Let's conclude with a note on practicalities. As I mentioned, fats don't offer immediate gratification. Starting a healthier fat regime won't put 30 pounds on your bench press, bloat you up 5 pounds overnight or wire you like Ben Franklin in a storm just 30 minutes before a workout. For the same metabolic reasons, lipid supplementation must be done cautiously. Unlike creatine, for example, fats won't simply fill up your muscles like a balloon... they will become the balloon. Fats, more than most other nutrients, exemplify the idiom "you are what you eat". Incorporation into (muscle, fat) cell membranes isn't something you eliminate immediately if you don't like the effects. Washout periods for fish oils have been reported as 10-18 weeks.(20, 27) Wow. This isn't necessarily a bad thing, however, as a month's intake will last long after an intervention period ("cycle"), saving tons of money compared to other supplements.
We've just begun to explore the tip of the iceberg regarding dietary fats and the inappropriateness of their demonization. Clearly there are benefits to be had by altering one's fat choices. I've done my best (judging by the onerous size of this freaking dissertation) to offer interesting facts and creative potential applications for all sorts of dietary fats and oils. Take it all with a grain of salt, though, and don't ignore the omnipresent negative data regarding lipids either.
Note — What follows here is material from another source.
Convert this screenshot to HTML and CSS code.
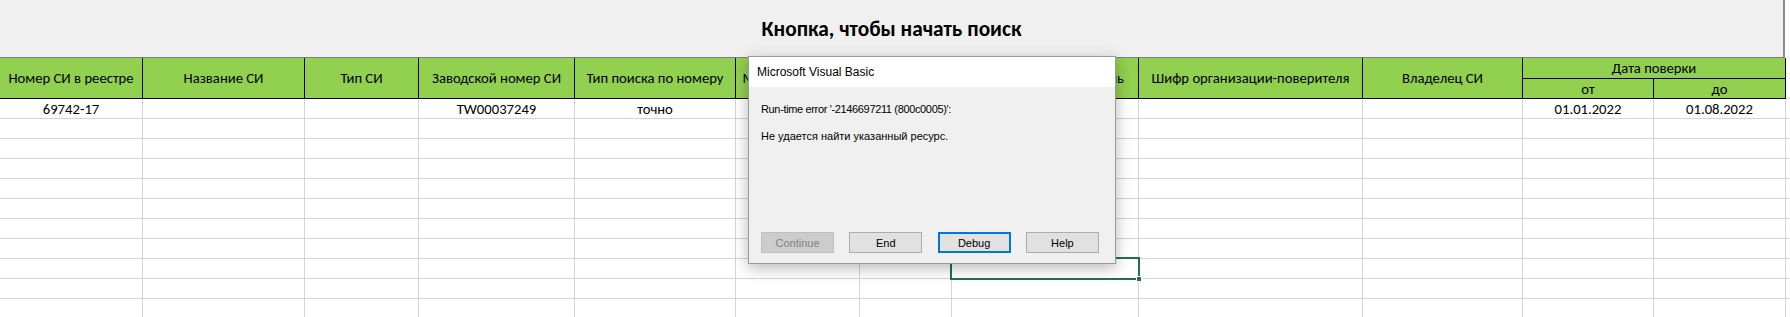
FILE: index.html
```html
<!DOCTYPE html>
<html lang="ru">
<head><meta charset="UTF-8">
<title>Поиск СИ</title>
<link rel="stylesheet" href="styles.css">
</head>
<body>

<div class="page">
  <!-- кнопка поверх листа -->
  <div class="banner">Кнопка, чтобы начать поиск</div>

  <section class="sheet">
    <div class="hd tall">Номер СИ в реестре</div>
    <div class="hd tall">Название СИ</div>
    <div class="hd tall">Тип СИ</div>
    <div class="hd tall">Заводской номер СИ</div>
    <div class="hd tall">Тип поиска по номеру</div>
    <div class="hd tall">Модификация СИ</div>
    <div class="hd tall"></div>
    <div class="hd tall">Организация-поверитель</div>
    <div class="hd tall">Шифр организации-поверителя</div>
    <div class="hd tall">Владелец СИ</div>
    <div class="hd wide">Дата поверки</div>
    <div class="blank tall"></div>
    <div class="hd">от</div>
    <div class="hd">до</div>

    <div class="c">69742-17</div><div class="c"></div><div class="c"></div><div class="c">TW00037249</div><div class="c">точно</div><div class="c"></div><div class="c"></div><div class="c"></div><div class="c"></div><div class="c"></div><div class="c">01.01.2022</div><div class="c">01.08.2022</div><div class="c"></div>
  </section>

  <div class="selection"><span class="handle"></span></div>

  <div class="dialog">
    <div class="dialog-title">Microsoft Visual Basic</div>
    <div class="dialog-body">
      <p class="err">Run-time error '-2146697211 (800c0005)':</p>
      <p class="msg">Не удается найти указанный ресурс.</p>
      <div class="buttons">
        <button class="btn" disabled>Continue</button>
        <button class="btn">End</button>
        <button class="btn focus">Debug</button>
        <button class="btn">Help</button>
      </div>
    </div>
  </div>
</div>

<script>
/* empty rows under the first data row */
const sheet = document.querySelector('.sheet');
for (let r = 0; r < 10; r++) {
  for (let i = 0; i < 13; i++) {
    const d = document.createElement('div');
    d.className = 'c';
    sheet.appendChild(d);
  }
}
</script>
</body>
</html>
```

FILE: styles.css
```css
*,*::before,*::after{box-sizing:border-box;margin:0;padding:0}
body{background:#fff;font-family:Carlito,'Liberation Sans',Arial,sans-serif;color:#000}

.page{position:relative;width:1790px;height:317px;overflow:hidden}

/* === BUTTON SHAPE === */
.banner{
  width:1785px;
  height:58px;
  background:#f0f0f0;
  border-right:2px solid #8c8c8c;
  border-bottom:1px solid #7f7f7f;
  display:flex;
  justify-content:center;
  align-items:center;
  font-size:21.33px;
  font-weight:700;
  padding-top:1px;
}

/* === SHEET === */
.sheet{
  display:grid;
  grid-template-columns:143px 162px 114px 156px 161px 124px 92px 187px 224px 160px 131px 132px 100px;
  grid-template-rows:21px 20px;
  grid-auto-rows:20px;
  font-size:14.67px;
}
.hd{
  background:#92d050;
  border-right:1px solid #000;
  border-bottom:1px solid #000;
  display:flex;
  justify-content:center;
  align-items:center;
  white-space:nowrap;
  overflow:hidden;
}
.tall{grid-row:span 2}
.wide{grid-column:span 2}
.blank{border-bottom:1px solid #d4d4d4}
.c{
  border-right:1px solid #d4d4d4;
  border-bottom:1px solid #d4d4d4;
  display:flex;
  justify-content:center;
  align-items:center;
  white-space:nowrap;
}

/* === ACTIVE CELL === */
.selection{
  position:absolute;
  left:950px;top:257px;
  width:190px;height:23px;
  border:2px solid #217346;
}
.handle{
  position:absolute;
  right:-4px;bottom:-4px;
  width:6px;height:6px;
  background:#217346;
  border:1px solid #fff;
}

/* === VBA ERROR BOX === */
.dialog{
  position:absolute;
  left:748px;top:56px;
  width:368px;height:208px;
  background:#f0f0f0;
  border:1px solid #9a9a9a;
  box-shadow:0 4px 14px rgba(0,0,0,.28);
  display:flex;
  flex-direction:column;
  font-family:'Liberation Sans',Arial,sans-serif;
}
.dialog-title{
  height:30px;
  background:#fff;
  padding-left:8px;
  display:flex;
  align-items:center;
  font-size:12px;
}
.dialog-body{
  flex:1;
  display:flex;
  flex-direction:column;
  padding:14px 12px 10px;
  font-size:11px;
  line-height:16px;
}
.dialog-body .err{letter-spacing:-.35px}
.dialog-body .msg{margin-top:11px}
.buttons{margin-top:auto;display:flex;gap:15.3px}
.btn{
  width:73px;height:21px;
  background:#e1e1e1;
  border:1px solid #adadad;
  font:11px 'Liberation Sans',Arial,sans-serif;
  color:#000;
}
.btn:disabled{background:#cccccc;border-color:#bfbfbf;color:#838383}
.btn.focus{border:2px solid #0078d7}
```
Animal and in vitro data are just one supportive brick in the edifice. Although many are included here, more human studies are coming out all the time. My hope is that athletes in particular will benefit from seeing the big picture – not the media version – which includes the seldom-revealed "other half" of the research. It's undeniably out there. Whether you prefer an indiscriminately high fat diet or still choose low-fat food items like I do (I still avoid the kind of fat present in most "fun foods"), hopefully now you're better informed.